Full privacy requires not providing data at all, yet data are most accurate when you have everyone's at any given time. Our job is to find a happy medium between these two extremes. We are attempting to develop algorithms that can provide better privacy and security guarantees in different situations. In terms of the INE study, the telephone operators calculated and provided solely the origin-destination matrices, in which the entries represent the average number of people to move from point A to point B over a week's time. The problem lay in the fact that they didn't disclose their data protection methodology to the public at the time. Likewise, newspaper articles failed to explain what data the INE would have access to and how they planned to safeguard them.

-As citizens, can we be sure that the data we provide when we sign up on different websites, for example, are really anonymous?

Everyone should hear this story: a student from MIT managed to identify a governor's medical records with just three parameters – postal code, sex and date of birth – from a list of records that the governor himself had made public thinking that the data were anonymous because people's names and surnames had been redacted. There have also been reidentification attacks based on Netflix film reviews and geolocalized data from New York taxi drivers.

-Can our names and surnames be reattached to supposedly anonymous data through database analysis? Can we be reidentified in this way?

There are algorithms in place to try and keep this from happening. That being said, we should bear in mind that this comes at a cost: privacy protection equals less accuracy. Either way you tip the scale, the other side loses out. That's why I think we need a change in perspective. Maximum accuracy is the ultimate goal, as long as we respect people's right to privacy.
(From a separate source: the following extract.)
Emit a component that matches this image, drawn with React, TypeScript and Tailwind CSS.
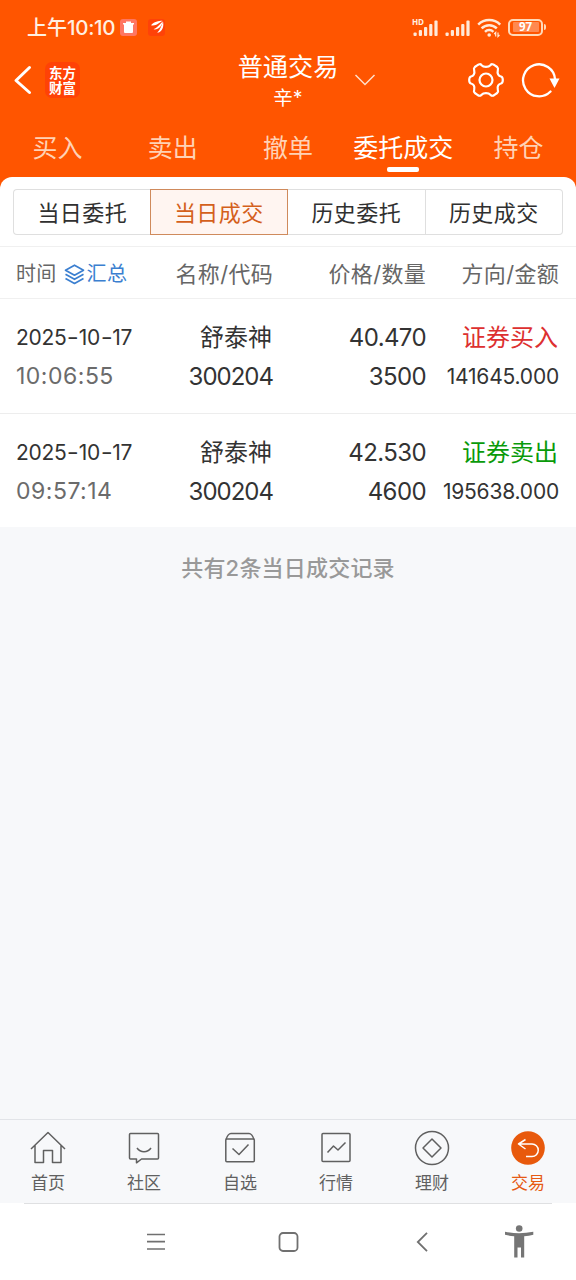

-In your mind, are citizens fully aware of the fact that sharing our data comes with a cost, that signing up for a website means giving away information that can then be used as the raw material for someone's business?
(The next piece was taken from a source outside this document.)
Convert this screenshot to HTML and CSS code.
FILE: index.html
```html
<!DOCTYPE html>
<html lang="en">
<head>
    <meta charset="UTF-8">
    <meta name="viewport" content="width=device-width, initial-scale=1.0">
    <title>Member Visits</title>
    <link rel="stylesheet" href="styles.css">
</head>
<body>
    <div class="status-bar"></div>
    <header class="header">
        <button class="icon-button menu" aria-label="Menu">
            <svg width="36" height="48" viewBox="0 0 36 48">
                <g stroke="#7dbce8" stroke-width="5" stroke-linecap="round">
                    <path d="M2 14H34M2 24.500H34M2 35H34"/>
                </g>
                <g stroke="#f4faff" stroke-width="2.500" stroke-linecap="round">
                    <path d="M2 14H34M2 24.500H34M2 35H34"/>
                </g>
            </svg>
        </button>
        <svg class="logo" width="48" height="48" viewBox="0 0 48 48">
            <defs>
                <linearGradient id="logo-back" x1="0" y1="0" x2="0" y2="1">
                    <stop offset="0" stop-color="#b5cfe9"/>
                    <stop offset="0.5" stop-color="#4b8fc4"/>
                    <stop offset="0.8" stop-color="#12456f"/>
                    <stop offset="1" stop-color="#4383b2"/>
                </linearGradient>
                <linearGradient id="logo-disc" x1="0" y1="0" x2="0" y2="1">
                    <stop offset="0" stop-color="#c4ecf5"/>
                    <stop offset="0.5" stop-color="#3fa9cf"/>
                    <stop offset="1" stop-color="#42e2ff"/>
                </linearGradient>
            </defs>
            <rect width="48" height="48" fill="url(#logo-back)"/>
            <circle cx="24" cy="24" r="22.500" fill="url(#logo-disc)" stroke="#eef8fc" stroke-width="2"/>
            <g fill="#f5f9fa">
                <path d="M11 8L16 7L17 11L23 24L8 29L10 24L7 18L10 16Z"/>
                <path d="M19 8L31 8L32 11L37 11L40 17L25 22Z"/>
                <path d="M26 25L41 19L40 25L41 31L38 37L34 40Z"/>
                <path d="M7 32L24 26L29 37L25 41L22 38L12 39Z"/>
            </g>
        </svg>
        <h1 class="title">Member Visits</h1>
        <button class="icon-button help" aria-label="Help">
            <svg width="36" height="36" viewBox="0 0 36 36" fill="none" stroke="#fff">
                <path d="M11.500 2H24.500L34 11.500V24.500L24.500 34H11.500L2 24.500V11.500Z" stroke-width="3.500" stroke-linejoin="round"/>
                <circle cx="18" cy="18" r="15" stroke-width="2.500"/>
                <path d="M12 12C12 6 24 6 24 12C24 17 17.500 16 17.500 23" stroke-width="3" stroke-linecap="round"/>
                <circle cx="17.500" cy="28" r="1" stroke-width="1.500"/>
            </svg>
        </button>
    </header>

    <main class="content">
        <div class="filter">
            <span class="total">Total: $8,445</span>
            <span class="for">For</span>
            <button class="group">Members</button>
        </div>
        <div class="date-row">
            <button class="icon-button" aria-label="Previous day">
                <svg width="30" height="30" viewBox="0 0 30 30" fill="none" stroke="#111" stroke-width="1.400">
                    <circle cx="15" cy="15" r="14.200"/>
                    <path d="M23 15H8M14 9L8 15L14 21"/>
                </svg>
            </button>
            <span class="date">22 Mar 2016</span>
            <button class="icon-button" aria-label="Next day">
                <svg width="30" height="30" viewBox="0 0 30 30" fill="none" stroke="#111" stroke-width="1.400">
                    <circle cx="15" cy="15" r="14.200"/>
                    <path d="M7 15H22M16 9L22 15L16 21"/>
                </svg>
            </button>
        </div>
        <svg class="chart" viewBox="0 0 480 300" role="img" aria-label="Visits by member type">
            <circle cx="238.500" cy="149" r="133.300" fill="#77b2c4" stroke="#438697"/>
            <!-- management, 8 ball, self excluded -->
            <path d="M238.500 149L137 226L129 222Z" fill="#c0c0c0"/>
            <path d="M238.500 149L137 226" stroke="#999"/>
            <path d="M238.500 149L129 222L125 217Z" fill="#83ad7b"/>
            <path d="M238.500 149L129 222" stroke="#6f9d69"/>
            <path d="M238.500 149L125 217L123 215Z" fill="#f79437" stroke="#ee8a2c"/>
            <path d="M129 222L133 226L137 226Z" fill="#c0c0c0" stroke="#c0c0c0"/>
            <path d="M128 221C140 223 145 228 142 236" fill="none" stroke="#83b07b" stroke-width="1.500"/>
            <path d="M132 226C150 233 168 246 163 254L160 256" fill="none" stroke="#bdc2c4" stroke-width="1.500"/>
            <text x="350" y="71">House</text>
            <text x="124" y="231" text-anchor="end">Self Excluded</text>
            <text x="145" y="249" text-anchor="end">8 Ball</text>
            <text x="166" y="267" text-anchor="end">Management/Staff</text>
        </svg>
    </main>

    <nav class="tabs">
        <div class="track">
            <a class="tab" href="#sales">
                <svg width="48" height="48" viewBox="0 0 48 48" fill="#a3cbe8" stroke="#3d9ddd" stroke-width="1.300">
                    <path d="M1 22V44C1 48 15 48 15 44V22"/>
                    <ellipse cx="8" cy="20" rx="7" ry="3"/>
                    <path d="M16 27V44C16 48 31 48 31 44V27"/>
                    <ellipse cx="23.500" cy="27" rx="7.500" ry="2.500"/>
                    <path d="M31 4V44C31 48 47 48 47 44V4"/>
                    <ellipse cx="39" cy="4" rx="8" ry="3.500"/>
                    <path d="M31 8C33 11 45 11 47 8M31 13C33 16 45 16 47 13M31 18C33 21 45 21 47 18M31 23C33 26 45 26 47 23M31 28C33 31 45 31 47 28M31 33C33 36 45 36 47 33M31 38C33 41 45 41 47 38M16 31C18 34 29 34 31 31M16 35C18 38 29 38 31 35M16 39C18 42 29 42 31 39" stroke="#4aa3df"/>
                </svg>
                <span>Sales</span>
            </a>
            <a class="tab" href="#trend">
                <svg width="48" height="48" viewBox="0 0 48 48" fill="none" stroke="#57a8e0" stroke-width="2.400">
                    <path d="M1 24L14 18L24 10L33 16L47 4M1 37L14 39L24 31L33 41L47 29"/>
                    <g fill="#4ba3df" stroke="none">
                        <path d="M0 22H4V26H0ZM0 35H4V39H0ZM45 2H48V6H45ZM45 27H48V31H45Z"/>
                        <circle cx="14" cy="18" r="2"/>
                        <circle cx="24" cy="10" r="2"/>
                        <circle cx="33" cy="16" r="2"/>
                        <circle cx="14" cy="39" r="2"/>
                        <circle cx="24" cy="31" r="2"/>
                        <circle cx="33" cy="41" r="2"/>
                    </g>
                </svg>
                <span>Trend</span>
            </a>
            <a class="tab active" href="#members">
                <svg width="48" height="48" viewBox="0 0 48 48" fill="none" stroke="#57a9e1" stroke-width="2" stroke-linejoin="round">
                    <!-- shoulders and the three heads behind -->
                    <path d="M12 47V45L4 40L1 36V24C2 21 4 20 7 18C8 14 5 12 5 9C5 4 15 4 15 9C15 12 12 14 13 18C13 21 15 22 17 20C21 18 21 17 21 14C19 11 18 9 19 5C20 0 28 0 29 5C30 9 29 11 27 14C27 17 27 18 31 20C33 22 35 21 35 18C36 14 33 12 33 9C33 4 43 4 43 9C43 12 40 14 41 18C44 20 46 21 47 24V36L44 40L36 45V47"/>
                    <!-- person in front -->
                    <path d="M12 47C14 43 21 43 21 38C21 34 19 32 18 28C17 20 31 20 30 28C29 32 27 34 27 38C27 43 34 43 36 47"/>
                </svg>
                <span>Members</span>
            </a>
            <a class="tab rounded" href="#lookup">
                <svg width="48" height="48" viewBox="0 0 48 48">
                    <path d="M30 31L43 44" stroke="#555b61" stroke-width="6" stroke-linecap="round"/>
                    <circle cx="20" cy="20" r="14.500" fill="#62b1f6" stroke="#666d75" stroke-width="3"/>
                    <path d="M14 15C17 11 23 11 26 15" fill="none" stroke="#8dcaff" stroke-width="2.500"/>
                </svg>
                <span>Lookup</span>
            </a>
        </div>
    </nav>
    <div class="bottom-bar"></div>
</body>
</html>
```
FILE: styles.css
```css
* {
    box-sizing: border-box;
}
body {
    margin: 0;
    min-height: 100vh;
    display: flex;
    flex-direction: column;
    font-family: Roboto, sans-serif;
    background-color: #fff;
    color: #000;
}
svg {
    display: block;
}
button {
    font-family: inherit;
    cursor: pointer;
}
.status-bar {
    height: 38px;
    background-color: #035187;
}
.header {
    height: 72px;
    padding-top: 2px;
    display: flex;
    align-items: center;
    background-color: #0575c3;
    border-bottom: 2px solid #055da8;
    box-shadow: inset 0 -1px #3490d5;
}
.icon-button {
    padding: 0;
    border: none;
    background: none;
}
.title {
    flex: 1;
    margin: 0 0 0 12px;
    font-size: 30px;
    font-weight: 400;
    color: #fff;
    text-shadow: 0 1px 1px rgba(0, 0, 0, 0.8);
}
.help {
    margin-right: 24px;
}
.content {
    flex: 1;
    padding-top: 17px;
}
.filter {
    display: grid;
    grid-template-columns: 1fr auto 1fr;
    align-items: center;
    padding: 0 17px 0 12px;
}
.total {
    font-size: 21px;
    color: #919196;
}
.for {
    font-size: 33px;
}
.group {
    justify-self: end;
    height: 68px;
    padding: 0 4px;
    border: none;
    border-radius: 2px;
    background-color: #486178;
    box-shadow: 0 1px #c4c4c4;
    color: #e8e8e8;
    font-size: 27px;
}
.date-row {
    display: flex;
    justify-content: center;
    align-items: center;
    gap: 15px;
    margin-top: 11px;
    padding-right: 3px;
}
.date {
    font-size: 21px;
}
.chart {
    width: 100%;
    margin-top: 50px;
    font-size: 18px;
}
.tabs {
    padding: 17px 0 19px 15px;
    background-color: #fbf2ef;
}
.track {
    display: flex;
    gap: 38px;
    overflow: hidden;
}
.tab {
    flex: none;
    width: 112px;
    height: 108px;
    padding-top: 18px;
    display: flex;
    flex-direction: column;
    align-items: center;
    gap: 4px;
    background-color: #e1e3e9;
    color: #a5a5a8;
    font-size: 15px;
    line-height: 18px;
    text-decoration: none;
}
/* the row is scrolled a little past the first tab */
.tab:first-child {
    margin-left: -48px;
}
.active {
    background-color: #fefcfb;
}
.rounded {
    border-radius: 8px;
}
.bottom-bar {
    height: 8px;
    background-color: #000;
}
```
No, and we should be aware of all the data we generate on our computers, on Facebook, on Twitter, etc. We should also understand how they might be used and who may have access to them. Since most of our online activities take place from the comfort of our own homes, we feel like anything we type is private, but we need to know where all that information ends up and who can get their hands on it. When we navigate a web page or use a social medium, everything we do is stored. I would love to know what businesses have my data and what sorts of models they've built with them. In Europe, thanks to the General Data Protection Regulation, we can ask companies what data of ours they have. But they'll only tell you if you inquire.

Does disclosing our location come with any risks?

By tapping into your phone's GPS, we can find out where you live, where you spend your day, what time you leave your house, where you work, what hobbies you have, whether you are visiting the hospital more often than normal, and so on and so forth. Certain mobile apps ask for your location; if you allow them access to it, anyone with that information can find out what you're doing at any point during the day.

We're being watched from every direction, which is a bit unnerving, wouldn't you say?

I'm all for big data, but user privacy has to be there to limit its power. Businesses that gather data should be transparent and disclose what they use them for. We should also be able to audit the algorithms they have in place to safeguard our data and they should notify us when our data are added to databases.

What is your main technological challenge as experts working to anonymize data?

The world is filling up with sensors, such as those contained in our mobile phones or other objects with access to the Internet of Things, which makes keeping one's privacy an increasingly daunting task. Our challenge is to find a balance between respecting people's right to privacy and making the most out of data. Another hurdle involves raising people's awareness.